7. Who owns and manages the process and plan?

Forming an internal EDD team:
1. Is it cross-functional?
2. Who leads the team?
3. Does the the team have the necessary resources?
4. Is IT fully involved and committed?
5. Is the team truly cross-functional?
6. Which department manages ESI? (At Samsung, law department manages ESI. Company pays IT for support it needs.)

1. How can tech help the process and people work better?
2. Is the tech modular or upgradeable?
3. Will the vendor continue to suppor the tech?
4. Can the company survive without the solution?
5. Can the company live with the tech becoming obsolete?

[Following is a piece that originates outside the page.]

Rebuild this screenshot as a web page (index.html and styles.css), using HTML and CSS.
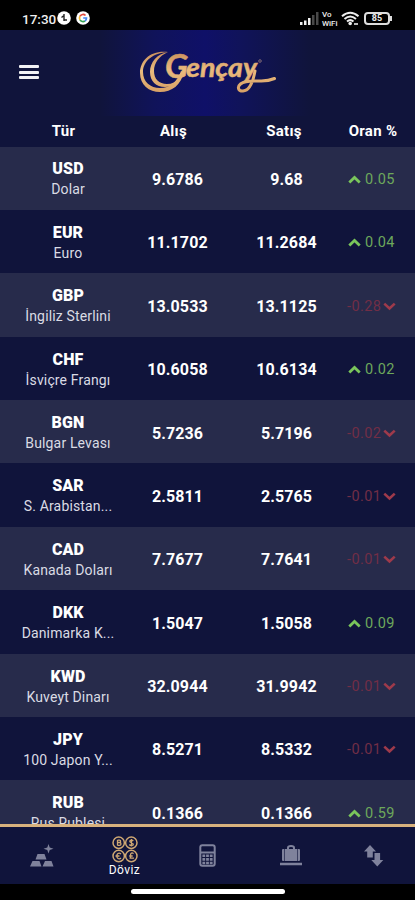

Steps for Insourcing – Law Frim Perspective. (presented by Marilyn)

Evaluate and Plan
– Need personnel with right expertise, technical and consulting
. Keep in mind that training is a continuous process
– Need the right hardware and software
. Is your system scalable
. Does your tool have the right feature set
. When there are problems, what do you do?
– Determine admin requirements
. Keep track of what you have done and who did it
. Record action in case challenged in court
– Assess risk
. What happens when something goes wrong?
. Will the firm accept this risk?
. There are a lot of moving parts – is the firm ready for all these costs?

SWOT analysis
– Flexibility, efficiency, deeper understanding, transparency, control
– Cohesive work with case teams
– Integrate tech efficiencies into work flows
– Expand knowledge
– Limited exposure to varying data types
– Staffing constraints
– Difficult to decline work once you’ve started
– Scaling up
– Data volumes growing
– Software bugs

Considerations for In Sourcing
Do you have the people?
Do they hae the time, expertise, and interest?
Do you have the budget?
Can you monetize?
Do you have the right tools and infrastructure?
Can you stay current with tools, with the right training, and keeping methods current
Are you lawyers willing to be looped in?